The group’s total international sales however slipped down to £27.4m in 2018, from £31m in the previous year, following a £3.4m sales slump in the Middle East.

Nichols’ board is “very pleased” with results, it said, and expects a year-on-year profit rise that is “in line with expectations”.

The FTSE 100 has started the day on a positive note, rising 0.5% to 6,899pts, following from growth yesterday.

The early risers include Greggs (GRG), up 5.9% to 1,448p, Ocado Group (OCDO), up 3.5% to 890p, Carr’s group (CARR), up 3.1% to 154.7p and Nichols (NICL), up 2.9% to 1,481.2p.

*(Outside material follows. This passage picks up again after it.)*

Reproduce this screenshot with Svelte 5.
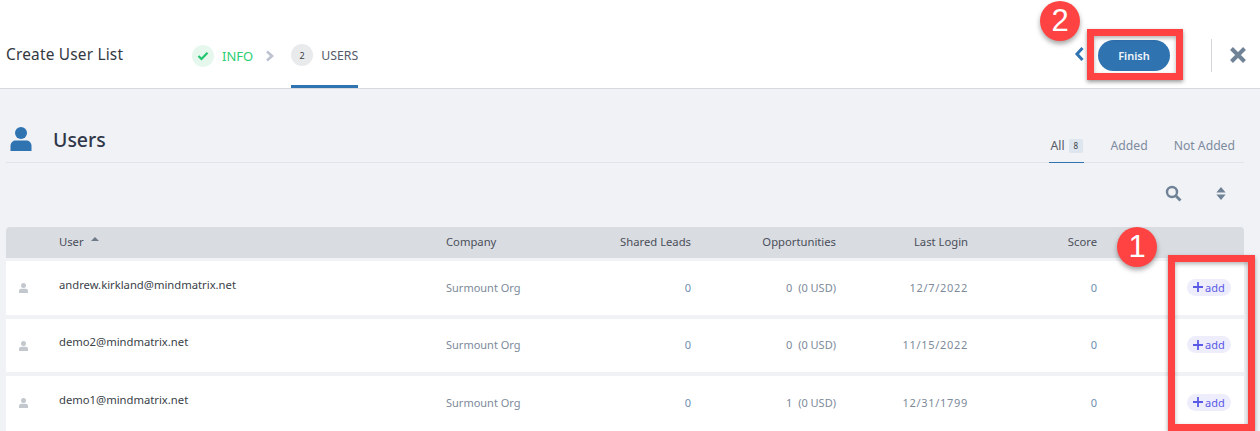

The early fallers include PayPoint (PAY), down 3.7% to 801p, MacFarlane Group (MACF), down 1.2% to 80p and Devro (DVO), down 1.1% to 163p.

Yesterday in the city

The FTSE 100 rallied to rise 0.7% to 6,861pts, as improvements in US-Chinese trade talks helped to boost the European markets.

However, overall grocery sales growth fell back in the Christmas period according to the latest market share figures from Kantar Worldpanel and Nielsen as lower inflation and a high level of discounts took its toll.

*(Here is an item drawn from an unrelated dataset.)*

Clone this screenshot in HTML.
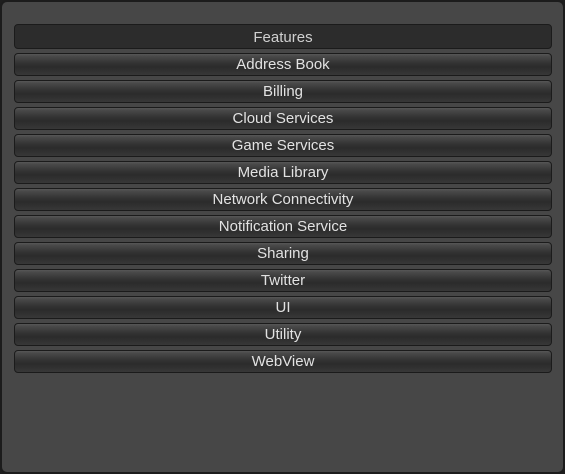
<!DOCTYPE html>
<html><head><meta charset="utf-8"><style>
html,body{margin:0;padding:0;background:#1e1e1e;width:565px;height:474px;overflow:hidden}
.panel{position:absolute;left:0;top:0;width:561px;height:470px;border:2px solid #1c1c1c;border-radius:7px;background:#474747}
.hdr,.btn{position:absolute;left:12px;width:538px;box-sizing:border-box;border:1px solid #1b1b1b;border-radius:4px;text-align:center;color:#e2e2e2;font-family:"Liberation Sans",sans-serif;font-size:15px}
.hdr{top:22px;height:25px;line-height:25px;background:#2c2c2c;color:#d0d0d0}
.btn{height:23px;line-height:22px;background:linear-gradient(#575757 0px,#4a4a4a 2px,#333 9px,#2b2b2b 13px,#363636 20px,#3e3e3e 23px)}
</style></head><body>
<div class="panel">
<div class="hdr">Features</div>
<div class="btn" style="top:51px">Address Book</div>
<div class="btn" style="top:78px">Billing</div>
<div class="btn" style="top:105px">Cloud Services</div>
<div class="btn" style="top:132px">Game Services</div>
<div class="btn" style="top:159px">Media Library</div>
<div class="btn" style="top:186px">Network Connectivity</div>
<div class="btn" style="top:213px">Notification Service</div>
<div class="btn" style="top:240px">Sharing</div>
<div class="btn" style="top:267px">Twitter</div>
<div class="btn" style="top:294px">UI</div>
<div class="btn" style="top:321px">Utility</div>
<div class="btn" style="top:348px">WebView</div>
</div>
</body></html>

Morrisons (MRW) was the latest retailer to suffer from consumer malaise, as shares slipped 3.2% to 212.6p after its core retail business grew by a modest 0.6%.

For the nine weeks to 6 January, total group like-for-like sales excluding fuel were up 3.6%, with retail accounting for growth of 0.6% and wholesale of 3%.

Another heavy faller was agricultural firm Carr’s Group (CARR), which slid 6.1% to 150p, after stating trading was in line with expectations in an update for the 18 weeks to 5 January.

Other fallers included MP Evans Group (MPE), down 1.5% to 644p, Bakkavor (BAKK), down 1.4% to 141.6p and Stobart Group (STOB), down 2.9% to 153.2p.

AIM-listed retail technology firm Eagle Eye Solutions saw the day’s biggest rise, jumping 9% to 109p, the day after it announced a new five year deal to work with Waitrose.

Ahead of its Christmas trading update on Thursday, Marks & Spencer (MKS) jumped 5.6% to 275.2p.

Other risers yesterday included Smurfit Kappa Group (SKG), up 6.1% to 2,208p, Greene King (GNK), up 5.6% to 584p, Associated British Food (ABF), up 3.6% to 2,231p, and Nichols (NICL), up 3.4% to 1,440p.